DPH also needs to be held accountable for its own response to bedbugs. There are some inspectors who stay in close contact with tenants, and who call city services for those who are having a difficult time with the extermination process. There are also those who do not, and this needs to change. Tenant contact needs to be required by inspectors, and if that means more inspectors, then let’s do it!

I have heard time and time again that people waited weeks to hear back from DPH inspectors who then never visited them. An inspector recently told me that a pest control worker had walked around in his white socks and therefore the unit in question did not have bedbugs. That does not make any sense. In one apartment building, a tenant who had bedbugs was ignored for a few weeks during which the bedbugs spread to the neighbors. Tenants left because the landlord sprayed cockroach spray and the problem continued, he told them they were crazy, and generally harassed long-term, rent control tenants until they left.

City Inspectors from the Department of Building Inspection (DBI) and DPH will not cite unless they see a bedbug, at least practically if not by policy. Sometimes this is not a problem, as the there may be visible bugs everywhere. However, when they’re not, inspectors should be allowed to cite for bedbugs if the tenant has bedbug bites, which are often times identifiable. Because we are in a time of crisis in terms of the bedbug infestation, we must err on the side of citation and extermination.
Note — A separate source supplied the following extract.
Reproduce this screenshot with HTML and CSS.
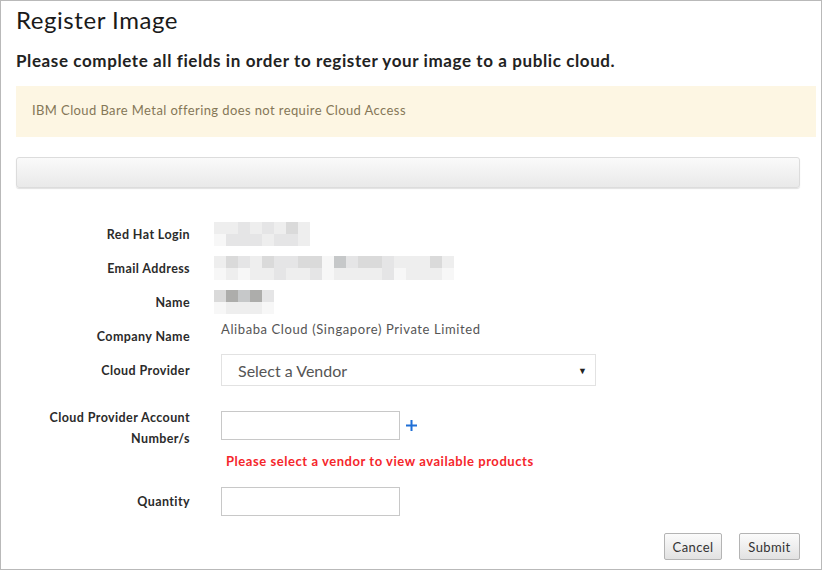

Negligence is costly to tenants, especially those with compromised immune systems, elders, and families. In addition, a severe bedbug infestation can cause a long-term tenant to move out of their unit, thus costing them their rent-controlled unit.

Bedbugs are blood-sucking insects that cause severe itching, can cause anemia, and scientists say may be able to spread diseases (although it has never been recorded). Tenants think they are dirty because they have them, people feel ashamed to have friends over, and they look around and blame their neighbors because their landlord is blaming them and they feel frustrated.

As a city, let’s not fall in to that trap. Rather than blame those who get bedbugs, let’s admit that it is a public health issue, and increase the city resources going into bedbug cleanup. Let’s create a bedbug inspector at DPH and fund outreach efforts to tenants, create easily-accessible accountability systems, and penalize non-complaint landlords and managers. Let’s ensure inspectors are trained and required to use city agencies and contact tenants when working with them to rid their units of bedbugs.

This problem is complicated, but simple steps can lead us in the right direction if only we will invest the resources.